Nie chodzi w tym materiale o to, by znalazł się ktoś, kto z litości weźmie wszystkie psy. Gdy się słucha o tych wszystkich małych, wielkich tragediach, które spotkały podopiecznych poznańskiego schroniska chce się je wszystkie zabrać od razu. I ja miałem taką myśl, którą podzieliłem się z Panią Małgosią.
- Pan sam chciałby zabrać wszystkie psy ze schroniska? – spytała Lamperska – To zupełnie bez sensu, skończyłby Pan jak Violetta Villas. A i psy nie miałyby z tego żadnej przyjemności. Tu nie chodzi o litość. My nie chcemy, by ktoś się litował nad tymi psami. Chcemy, by przyszła osoba przekonana o tym, że chce psa, którym będzie potrafiła się zająć. Nie musi zabierać wszystkich. Może wziąć jednego. Na początku jako adopcja tymczasowa. Tym psom nie jest potrzebna litość, im jest potrzebny przyjaciel, który będzie je kochał. – usłyszałem.

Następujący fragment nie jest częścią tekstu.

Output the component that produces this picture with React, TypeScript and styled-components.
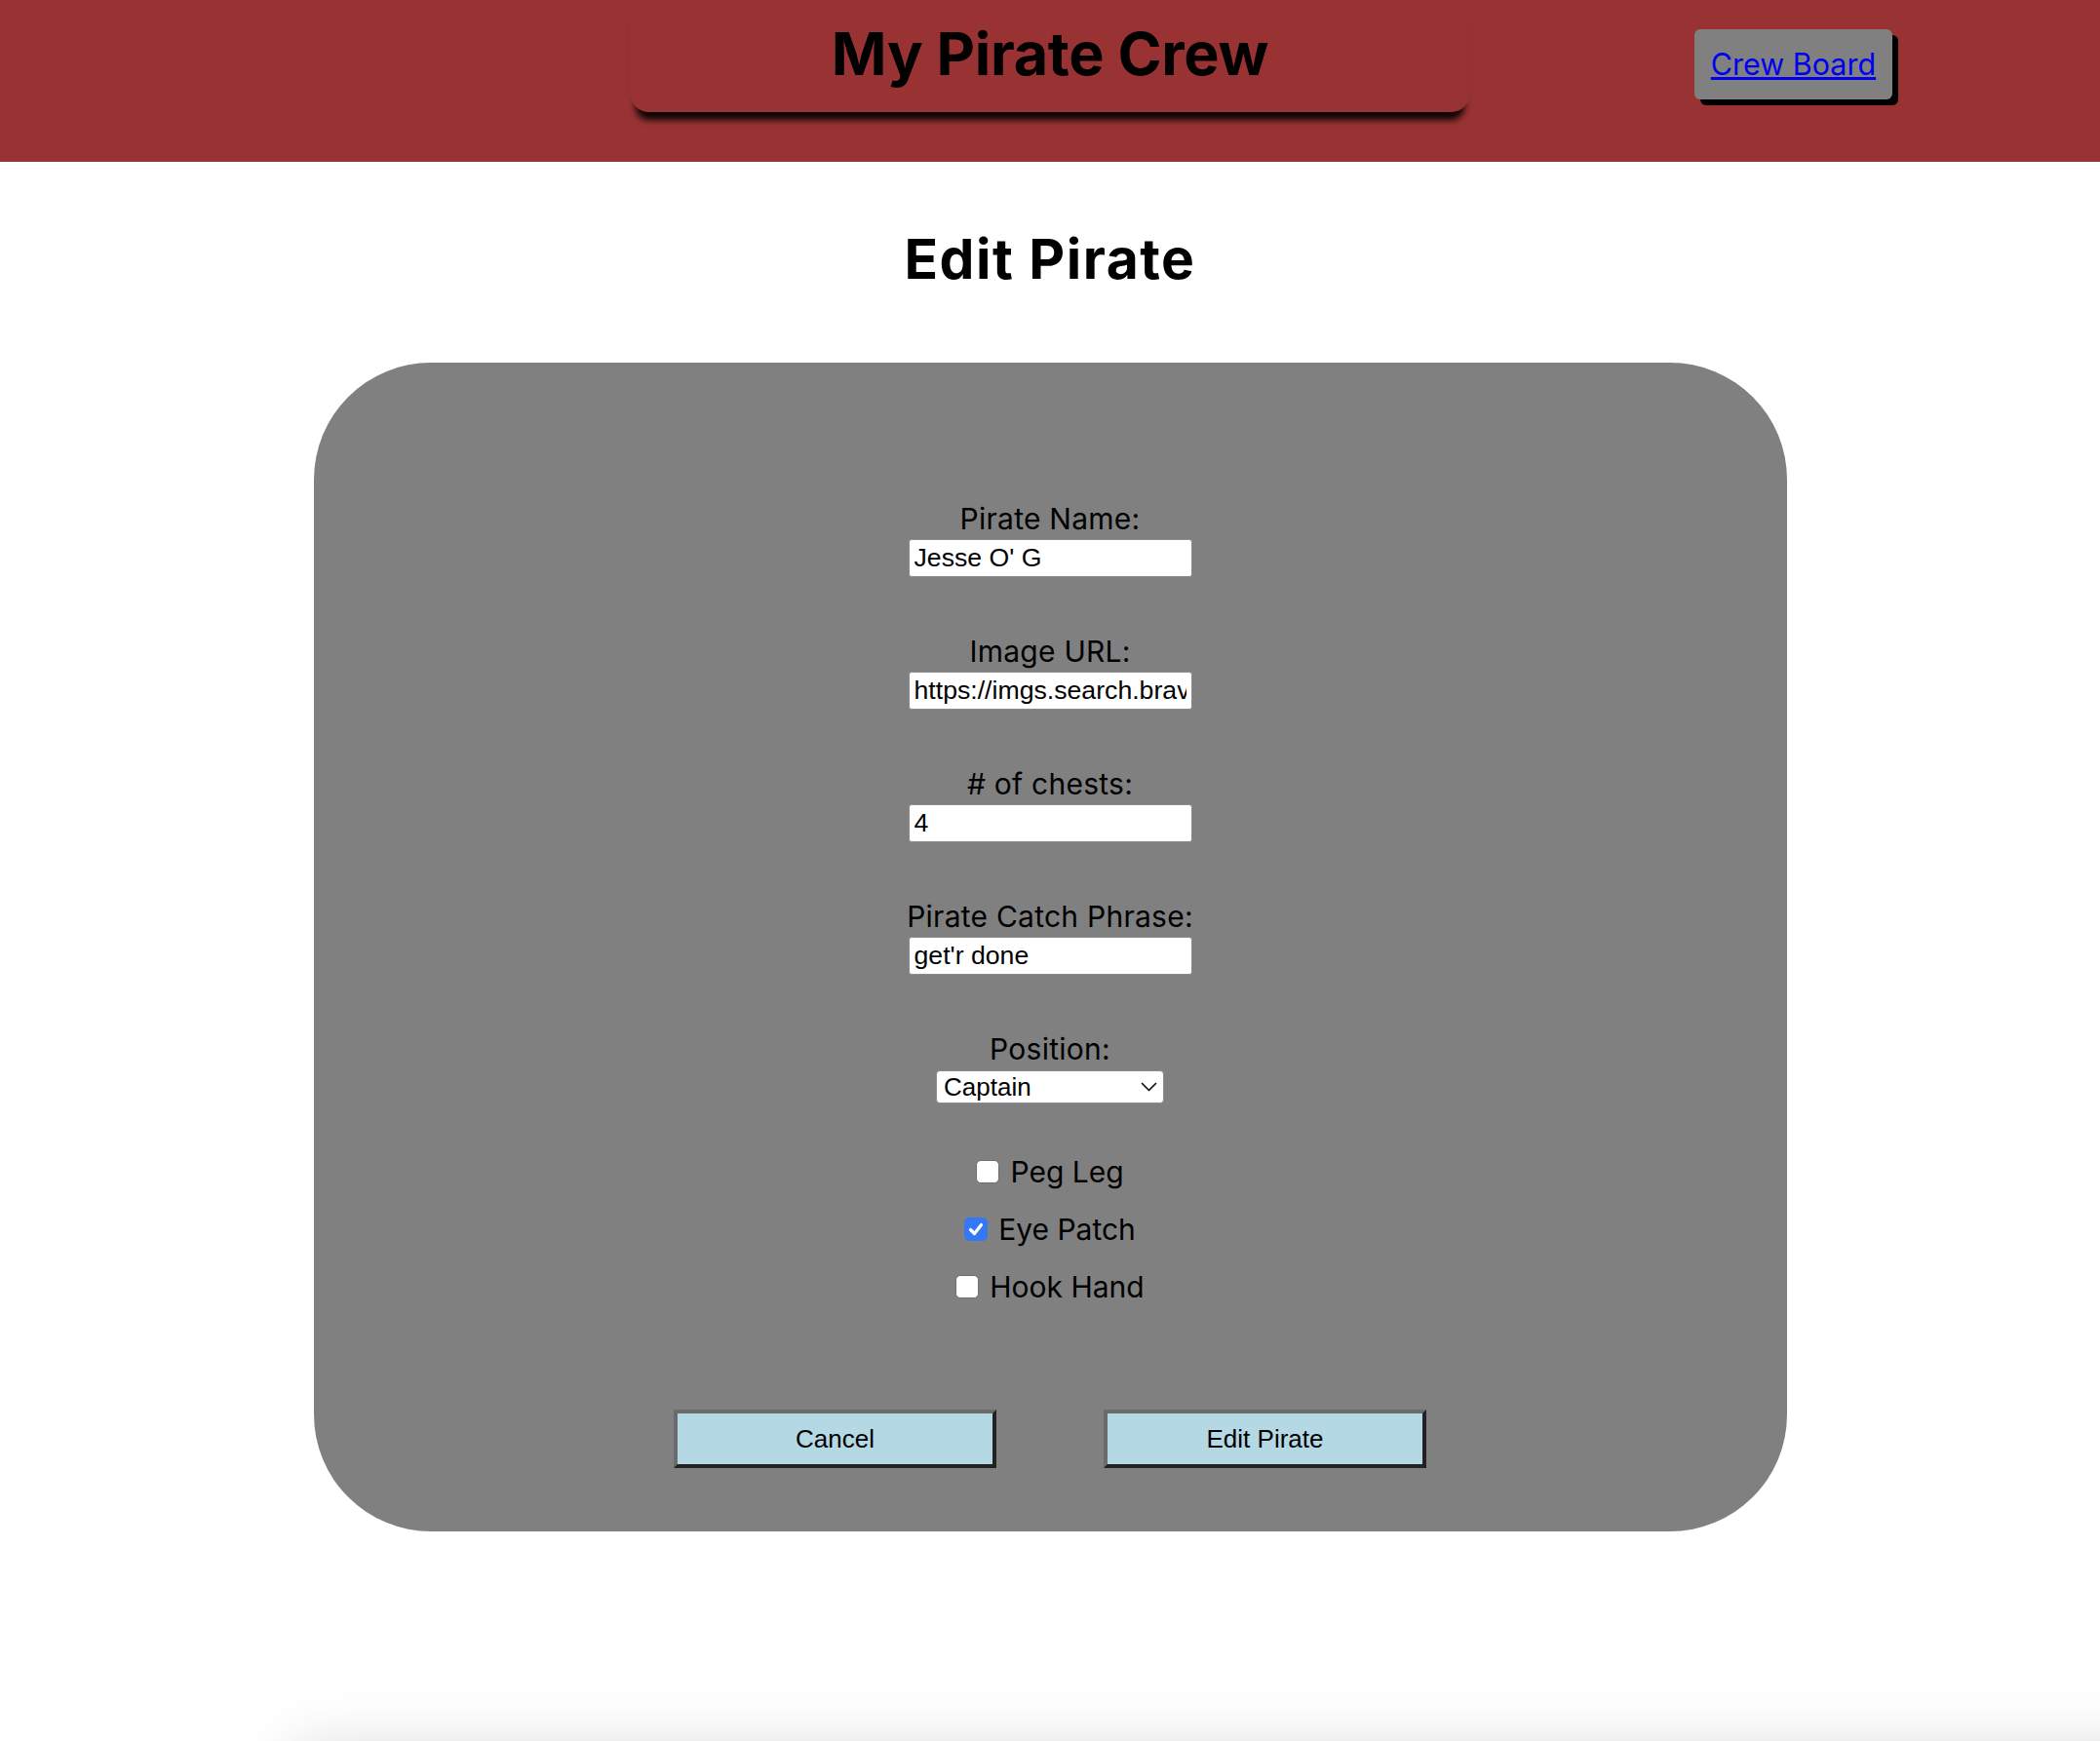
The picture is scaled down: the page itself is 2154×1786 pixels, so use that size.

Żeby adoptować jednego z bohaterów tego materiału wystarczy przyjechać do schroniska, wypełnić ankietę adopcyjną, porozmawiać z pracownikiem zajmującym się adopcją. Później poznacie Państwo historię wybranego przez was psa, jeśli na coś choruje, można skonsultować się z weterynarzem. Na końcu, jeśli wasze intencje są szczere, po podpisaniu umowy adopcyjnej i symbolicznej opłacie Ziutek, Gucio lub Figo mogliby znaleźć upragniony dom.